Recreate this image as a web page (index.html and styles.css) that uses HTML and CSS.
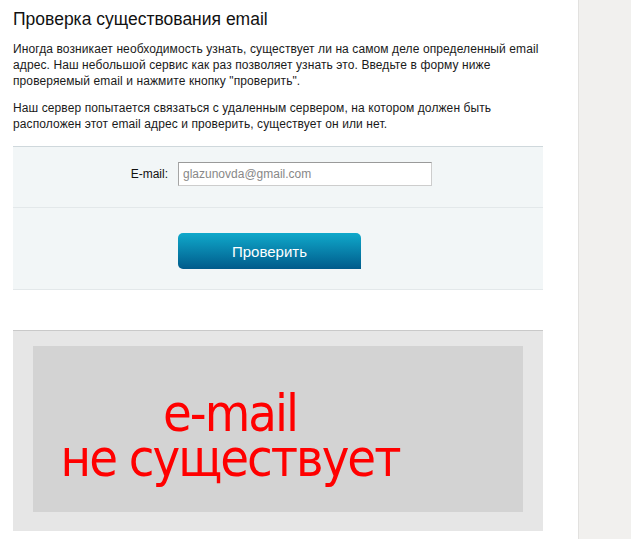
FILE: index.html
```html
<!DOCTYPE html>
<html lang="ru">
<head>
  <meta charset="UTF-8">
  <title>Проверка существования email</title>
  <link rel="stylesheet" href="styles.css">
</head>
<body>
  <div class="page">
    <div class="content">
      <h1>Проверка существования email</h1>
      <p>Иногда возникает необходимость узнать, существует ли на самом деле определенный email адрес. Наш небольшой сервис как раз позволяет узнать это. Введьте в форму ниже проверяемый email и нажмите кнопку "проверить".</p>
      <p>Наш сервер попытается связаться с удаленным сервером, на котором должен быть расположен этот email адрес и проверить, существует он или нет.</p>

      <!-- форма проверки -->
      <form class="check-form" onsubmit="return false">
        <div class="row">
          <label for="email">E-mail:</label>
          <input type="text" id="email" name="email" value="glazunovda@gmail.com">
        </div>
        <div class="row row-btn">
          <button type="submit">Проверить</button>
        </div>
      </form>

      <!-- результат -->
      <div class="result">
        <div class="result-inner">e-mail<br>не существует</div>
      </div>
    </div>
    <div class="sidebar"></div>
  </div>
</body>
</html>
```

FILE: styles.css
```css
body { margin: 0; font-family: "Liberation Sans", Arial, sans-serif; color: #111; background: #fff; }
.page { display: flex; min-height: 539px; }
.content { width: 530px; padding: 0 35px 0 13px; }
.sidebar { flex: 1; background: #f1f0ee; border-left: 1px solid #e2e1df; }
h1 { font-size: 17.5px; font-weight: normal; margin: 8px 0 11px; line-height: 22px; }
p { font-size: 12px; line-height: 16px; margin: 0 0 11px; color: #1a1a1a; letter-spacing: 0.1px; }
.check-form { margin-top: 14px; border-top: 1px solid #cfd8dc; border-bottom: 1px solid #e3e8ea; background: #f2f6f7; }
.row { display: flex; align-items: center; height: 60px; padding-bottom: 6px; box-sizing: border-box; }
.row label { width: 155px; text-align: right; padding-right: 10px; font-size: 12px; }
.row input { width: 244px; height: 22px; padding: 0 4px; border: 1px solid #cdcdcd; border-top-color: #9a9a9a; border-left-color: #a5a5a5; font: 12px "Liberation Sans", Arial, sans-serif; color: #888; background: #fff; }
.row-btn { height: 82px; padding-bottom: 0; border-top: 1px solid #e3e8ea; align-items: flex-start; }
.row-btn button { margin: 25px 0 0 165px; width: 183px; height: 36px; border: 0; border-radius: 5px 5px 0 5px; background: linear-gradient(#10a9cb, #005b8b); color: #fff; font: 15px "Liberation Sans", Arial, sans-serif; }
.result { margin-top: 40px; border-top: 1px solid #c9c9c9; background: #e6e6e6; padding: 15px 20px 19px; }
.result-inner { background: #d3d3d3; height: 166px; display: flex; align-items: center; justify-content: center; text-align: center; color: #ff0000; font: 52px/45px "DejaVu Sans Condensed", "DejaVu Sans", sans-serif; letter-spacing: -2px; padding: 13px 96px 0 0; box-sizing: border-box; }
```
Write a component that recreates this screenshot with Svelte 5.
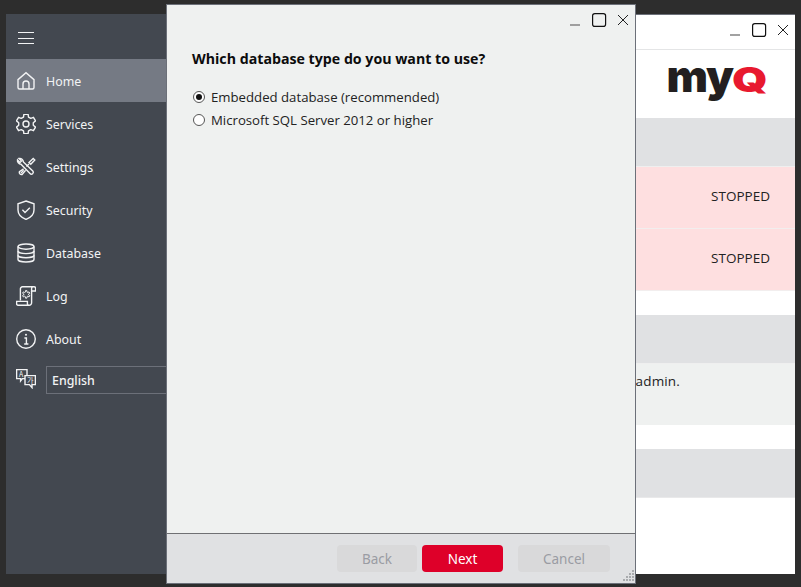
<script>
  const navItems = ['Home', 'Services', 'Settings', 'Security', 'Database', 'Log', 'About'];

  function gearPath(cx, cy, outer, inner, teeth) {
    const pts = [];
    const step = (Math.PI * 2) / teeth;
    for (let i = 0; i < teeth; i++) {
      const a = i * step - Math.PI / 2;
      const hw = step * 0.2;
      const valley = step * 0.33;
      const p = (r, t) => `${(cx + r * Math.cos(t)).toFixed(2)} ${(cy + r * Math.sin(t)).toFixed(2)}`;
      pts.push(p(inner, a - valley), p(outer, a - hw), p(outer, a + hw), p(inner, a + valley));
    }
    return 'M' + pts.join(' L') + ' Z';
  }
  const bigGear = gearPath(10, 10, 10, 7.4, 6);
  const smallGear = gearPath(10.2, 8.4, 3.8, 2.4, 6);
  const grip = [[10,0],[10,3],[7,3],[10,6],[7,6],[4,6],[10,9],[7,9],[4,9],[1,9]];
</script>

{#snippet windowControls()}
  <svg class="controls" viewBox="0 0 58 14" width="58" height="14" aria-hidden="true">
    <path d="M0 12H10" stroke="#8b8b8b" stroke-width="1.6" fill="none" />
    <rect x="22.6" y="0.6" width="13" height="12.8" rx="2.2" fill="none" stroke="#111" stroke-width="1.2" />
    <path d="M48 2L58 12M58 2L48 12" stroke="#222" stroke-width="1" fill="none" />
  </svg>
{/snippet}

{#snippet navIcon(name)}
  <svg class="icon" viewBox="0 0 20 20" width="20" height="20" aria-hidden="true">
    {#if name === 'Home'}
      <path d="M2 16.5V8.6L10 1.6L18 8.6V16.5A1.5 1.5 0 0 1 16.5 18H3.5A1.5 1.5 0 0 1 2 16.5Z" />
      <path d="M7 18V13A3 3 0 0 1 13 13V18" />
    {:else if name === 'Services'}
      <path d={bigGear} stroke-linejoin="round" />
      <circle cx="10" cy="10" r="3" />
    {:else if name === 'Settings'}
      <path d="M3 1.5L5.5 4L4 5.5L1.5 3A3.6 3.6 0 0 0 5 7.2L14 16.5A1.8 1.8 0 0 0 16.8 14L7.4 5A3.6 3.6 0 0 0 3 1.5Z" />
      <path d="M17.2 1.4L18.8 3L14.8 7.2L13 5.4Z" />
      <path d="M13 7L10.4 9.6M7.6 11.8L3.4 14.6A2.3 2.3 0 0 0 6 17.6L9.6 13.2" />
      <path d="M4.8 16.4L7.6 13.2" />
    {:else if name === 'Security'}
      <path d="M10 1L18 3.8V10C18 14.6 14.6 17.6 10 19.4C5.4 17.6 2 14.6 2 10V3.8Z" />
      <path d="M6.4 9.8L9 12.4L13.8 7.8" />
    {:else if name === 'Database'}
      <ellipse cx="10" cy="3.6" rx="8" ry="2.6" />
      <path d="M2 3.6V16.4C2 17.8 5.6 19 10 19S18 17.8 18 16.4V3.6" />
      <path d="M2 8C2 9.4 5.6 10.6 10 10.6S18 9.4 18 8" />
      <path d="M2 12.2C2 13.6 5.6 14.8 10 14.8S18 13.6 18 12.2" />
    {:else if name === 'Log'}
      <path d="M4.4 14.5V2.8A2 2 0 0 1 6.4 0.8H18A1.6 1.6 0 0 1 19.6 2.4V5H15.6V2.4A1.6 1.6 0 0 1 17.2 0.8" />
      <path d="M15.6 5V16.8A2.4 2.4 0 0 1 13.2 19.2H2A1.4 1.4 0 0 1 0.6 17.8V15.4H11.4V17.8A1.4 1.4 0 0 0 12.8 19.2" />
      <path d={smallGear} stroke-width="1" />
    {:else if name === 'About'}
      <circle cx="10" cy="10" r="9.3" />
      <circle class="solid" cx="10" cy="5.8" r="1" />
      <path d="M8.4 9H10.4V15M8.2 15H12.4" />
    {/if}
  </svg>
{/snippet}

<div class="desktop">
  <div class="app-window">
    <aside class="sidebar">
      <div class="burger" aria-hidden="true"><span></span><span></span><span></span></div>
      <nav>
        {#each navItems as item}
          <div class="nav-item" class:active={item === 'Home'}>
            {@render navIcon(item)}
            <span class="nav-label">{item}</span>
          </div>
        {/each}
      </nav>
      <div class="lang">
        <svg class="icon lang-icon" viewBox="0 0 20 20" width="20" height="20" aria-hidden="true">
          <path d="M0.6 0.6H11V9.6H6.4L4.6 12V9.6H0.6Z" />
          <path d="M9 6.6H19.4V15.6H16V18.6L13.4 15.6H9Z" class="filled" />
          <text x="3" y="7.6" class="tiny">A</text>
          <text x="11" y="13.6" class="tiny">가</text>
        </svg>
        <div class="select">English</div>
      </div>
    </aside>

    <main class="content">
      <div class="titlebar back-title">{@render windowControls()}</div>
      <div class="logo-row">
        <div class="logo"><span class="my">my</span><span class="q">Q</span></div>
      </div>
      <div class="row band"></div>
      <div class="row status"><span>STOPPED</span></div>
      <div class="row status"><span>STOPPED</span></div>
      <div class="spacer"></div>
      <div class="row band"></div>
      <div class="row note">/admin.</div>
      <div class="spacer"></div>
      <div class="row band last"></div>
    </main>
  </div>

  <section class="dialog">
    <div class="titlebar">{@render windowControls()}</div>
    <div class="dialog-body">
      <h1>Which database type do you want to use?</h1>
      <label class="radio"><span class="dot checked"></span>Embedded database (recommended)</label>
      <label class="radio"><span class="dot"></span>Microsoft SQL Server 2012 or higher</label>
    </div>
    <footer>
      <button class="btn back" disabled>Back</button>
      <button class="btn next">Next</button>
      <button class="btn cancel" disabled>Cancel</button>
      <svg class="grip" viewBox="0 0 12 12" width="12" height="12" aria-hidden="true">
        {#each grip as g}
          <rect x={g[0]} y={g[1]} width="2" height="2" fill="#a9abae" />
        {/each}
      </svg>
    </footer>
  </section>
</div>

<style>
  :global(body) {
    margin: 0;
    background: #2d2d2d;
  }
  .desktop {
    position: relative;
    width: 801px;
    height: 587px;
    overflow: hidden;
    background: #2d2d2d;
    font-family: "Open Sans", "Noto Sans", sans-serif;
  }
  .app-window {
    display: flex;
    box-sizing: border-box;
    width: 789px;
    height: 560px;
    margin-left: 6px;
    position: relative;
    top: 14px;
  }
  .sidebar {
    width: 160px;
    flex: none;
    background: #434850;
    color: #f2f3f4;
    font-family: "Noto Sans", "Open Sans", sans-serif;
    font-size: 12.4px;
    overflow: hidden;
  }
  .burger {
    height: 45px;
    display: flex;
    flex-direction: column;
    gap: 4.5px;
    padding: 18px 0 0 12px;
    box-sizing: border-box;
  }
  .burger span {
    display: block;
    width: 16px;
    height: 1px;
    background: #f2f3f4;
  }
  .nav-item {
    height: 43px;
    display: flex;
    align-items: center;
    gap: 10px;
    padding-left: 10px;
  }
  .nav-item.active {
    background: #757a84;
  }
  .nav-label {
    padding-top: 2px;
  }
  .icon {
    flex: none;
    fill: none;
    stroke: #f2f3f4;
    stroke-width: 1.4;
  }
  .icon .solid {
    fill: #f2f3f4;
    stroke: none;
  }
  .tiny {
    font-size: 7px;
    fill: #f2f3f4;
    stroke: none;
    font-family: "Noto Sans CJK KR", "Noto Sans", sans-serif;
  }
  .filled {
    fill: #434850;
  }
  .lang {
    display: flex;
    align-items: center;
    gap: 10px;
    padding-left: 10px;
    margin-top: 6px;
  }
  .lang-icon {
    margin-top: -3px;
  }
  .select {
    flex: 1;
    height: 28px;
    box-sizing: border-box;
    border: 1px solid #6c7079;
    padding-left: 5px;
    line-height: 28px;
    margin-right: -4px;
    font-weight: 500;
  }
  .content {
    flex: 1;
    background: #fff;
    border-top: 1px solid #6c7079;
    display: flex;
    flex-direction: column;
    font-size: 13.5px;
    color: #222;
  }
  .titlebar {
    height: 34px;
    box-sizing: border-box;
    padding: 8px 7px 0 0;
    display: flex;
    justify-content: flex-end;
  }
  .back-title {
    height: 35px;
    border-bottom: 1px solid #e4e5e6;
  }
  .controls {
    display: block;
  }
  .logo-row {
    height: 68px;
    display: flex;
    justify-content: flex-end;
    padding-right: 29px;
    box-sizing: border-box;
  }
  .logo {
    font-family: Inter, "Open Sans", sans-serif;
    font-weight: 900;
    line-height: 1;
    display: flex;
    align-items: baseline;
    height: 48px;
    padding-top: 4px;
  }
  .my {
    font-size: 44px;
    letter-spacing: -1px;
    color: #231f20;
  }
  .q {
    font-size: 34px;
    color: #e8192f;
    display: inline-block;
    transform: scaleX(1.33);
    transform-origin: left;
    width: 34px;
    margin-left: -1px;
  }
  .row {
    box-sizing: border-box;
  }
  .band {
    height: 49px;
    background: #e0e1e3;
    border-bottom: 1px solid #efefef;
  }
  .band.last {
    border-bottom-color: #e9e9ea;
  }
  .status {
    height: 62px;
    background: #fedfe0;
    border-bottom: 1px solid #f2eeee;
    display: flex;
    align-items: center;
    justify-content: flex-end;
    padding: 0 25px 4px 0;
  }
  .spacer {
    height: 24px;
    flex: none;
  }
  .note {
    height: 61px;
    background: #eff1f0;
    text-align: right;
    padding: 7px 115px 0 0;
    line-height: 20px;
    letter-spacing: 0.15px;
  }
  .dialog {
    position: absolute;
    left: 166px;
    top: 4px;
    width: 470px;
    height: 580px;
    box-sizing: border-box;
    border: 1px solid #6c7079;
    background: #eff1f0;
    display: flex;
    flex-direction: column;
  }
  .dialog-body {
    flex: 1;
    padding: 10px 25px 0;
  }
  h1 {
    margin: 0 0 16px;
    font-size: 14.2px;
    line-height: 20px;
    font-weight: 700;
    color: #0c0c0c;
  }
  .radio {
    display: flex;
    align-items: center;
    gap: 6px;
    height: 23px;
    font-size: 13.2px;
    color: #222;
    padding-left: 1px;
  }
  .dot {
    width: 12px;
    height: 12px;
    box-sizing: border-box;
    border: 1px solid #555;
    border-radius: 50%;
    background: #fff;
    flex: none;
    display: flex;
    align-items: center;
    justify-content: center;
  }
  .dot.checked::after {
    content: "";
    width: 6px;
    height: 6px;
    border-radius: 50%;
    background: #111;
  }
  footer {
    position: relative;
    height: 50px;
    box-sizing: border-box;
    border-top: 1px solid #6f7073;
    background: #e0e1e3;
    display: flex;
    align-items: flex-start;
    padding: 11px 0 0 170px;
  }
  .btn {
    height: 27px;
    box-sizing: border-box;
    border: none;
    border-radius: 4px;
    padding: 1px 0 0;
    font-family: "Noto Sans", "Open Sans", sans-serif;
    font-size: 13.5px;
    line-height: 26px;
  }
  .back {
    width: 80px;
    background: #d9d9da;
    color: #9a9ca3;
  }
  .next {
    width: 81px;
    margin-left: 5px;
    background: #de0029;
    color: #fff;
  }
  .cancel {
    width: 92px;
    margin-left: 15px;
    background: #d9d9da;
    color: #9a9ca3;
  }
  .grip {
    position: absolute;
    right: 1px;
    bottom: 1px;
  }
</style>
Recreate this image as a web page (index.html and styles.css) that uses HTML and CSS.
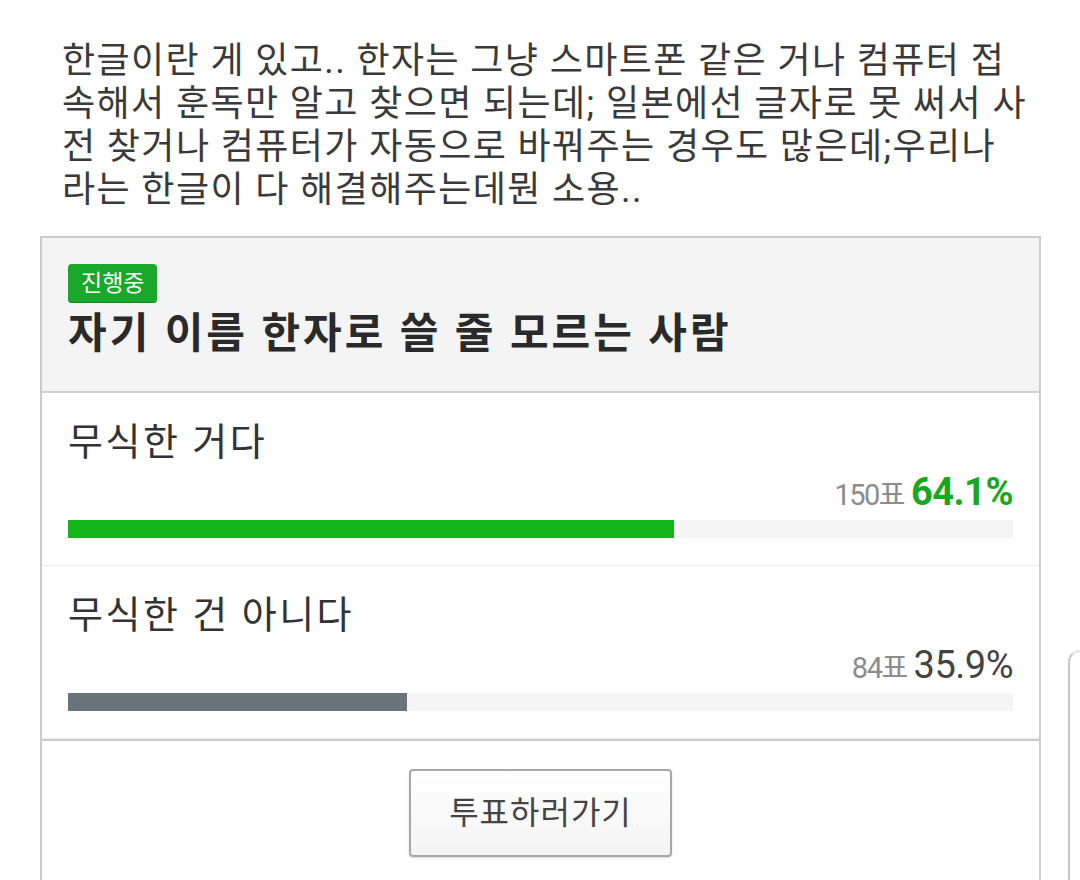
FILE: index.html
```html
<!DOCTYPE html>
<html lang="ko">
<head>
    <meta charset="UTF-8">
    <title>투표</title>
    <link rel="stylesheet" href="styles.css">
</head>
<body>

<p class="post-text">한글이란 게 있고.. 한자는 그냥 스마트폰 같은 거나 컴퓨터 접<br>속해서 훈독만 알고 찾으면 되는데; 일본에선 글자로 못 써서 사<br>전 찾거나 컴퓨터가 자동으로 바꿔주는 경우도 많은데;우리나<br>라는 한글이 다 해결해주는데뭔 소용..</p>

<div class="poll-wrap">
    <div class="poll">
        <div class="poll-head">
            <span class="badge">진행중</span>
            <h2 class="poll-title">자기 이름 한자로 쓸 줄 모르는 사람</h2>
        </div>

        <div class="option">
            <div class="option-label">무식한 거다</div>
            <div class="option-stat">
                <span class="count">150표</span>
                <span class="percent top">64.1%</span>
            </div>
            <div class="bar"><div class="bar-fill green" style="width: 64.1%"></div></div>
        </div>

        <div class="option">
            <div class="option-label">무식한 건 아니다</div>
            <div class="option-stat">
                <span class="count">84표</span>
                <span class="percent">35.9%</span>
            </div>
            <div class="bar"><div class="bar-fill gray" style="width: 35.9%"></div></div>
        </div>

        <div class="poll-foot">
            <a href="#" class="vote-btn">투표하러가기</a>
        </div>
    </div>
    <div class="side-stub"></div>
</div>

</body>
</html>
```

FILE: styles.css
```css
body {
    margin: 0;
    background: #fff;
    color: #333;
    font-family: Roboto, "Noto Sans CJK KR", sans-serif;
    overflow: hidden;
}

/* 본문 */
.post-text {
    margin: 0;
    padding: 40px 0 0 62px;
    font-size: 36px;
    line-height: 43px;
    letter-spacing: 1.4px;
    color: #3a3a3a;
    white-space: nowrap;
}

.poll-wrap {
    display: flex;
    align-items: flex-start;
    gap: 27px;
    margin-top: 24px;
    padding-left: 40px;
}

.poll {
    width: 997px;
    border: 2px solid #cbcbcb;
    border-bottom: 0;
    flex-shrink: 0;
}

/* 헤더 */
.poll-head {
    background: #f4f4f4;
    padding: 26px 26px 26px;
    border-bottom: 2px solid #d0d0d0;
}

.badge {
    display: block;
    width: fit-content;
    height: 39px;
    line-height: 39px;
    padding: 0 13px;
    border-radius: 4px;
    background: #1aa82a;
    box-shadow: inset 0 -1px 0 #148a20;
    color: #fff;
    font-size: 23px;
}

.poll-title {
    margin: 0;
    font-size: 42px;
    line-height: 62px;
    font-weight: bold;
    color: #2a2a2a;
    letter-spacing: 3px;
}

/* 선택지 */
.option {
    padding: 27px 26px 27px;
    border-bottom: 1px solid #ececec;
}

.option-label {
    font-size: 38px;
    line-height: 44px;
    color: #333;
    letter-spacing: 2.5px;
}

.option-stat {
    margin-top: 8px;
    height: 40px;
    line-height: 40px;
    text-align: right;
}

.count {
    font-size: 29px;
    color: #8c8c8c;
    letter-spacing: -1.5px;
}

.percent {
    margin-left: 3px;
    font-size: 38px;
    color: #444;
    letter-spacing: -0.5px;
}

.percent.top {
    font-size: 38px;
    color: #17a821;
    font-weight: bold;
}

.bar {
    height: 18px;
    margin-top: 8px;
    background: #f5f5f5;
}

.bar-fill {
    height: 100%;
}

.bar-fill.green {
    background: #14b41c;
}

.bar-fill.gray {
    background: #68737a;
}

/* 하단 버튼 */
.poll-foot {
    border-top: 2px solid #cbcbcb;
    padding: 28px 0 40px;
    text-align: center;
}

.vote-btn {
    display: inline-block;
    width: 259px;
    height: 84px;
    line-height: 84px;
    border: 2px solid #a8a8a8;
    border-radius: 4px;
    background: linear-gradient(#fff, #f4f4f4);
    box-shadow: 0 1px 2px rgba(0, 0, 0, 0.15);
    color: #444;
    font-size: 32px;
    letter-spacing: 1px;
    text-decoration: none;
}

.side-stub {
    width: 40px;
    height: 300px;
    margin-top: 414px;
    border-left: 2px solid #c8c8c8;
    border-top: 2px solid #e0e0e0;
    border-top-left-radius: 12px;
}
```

----

Go through the data and gather every line that holds "page".

SOLUTION TO THIS PROBLEM
Recreate this image as a web page (index.html and styles.css) that uses HTML and CSS.
  <div class="page">
.page { display: flex; min-height: 539px; }
Recreate this image as a web page (index.html and styles.css) that uses HTML and CSS.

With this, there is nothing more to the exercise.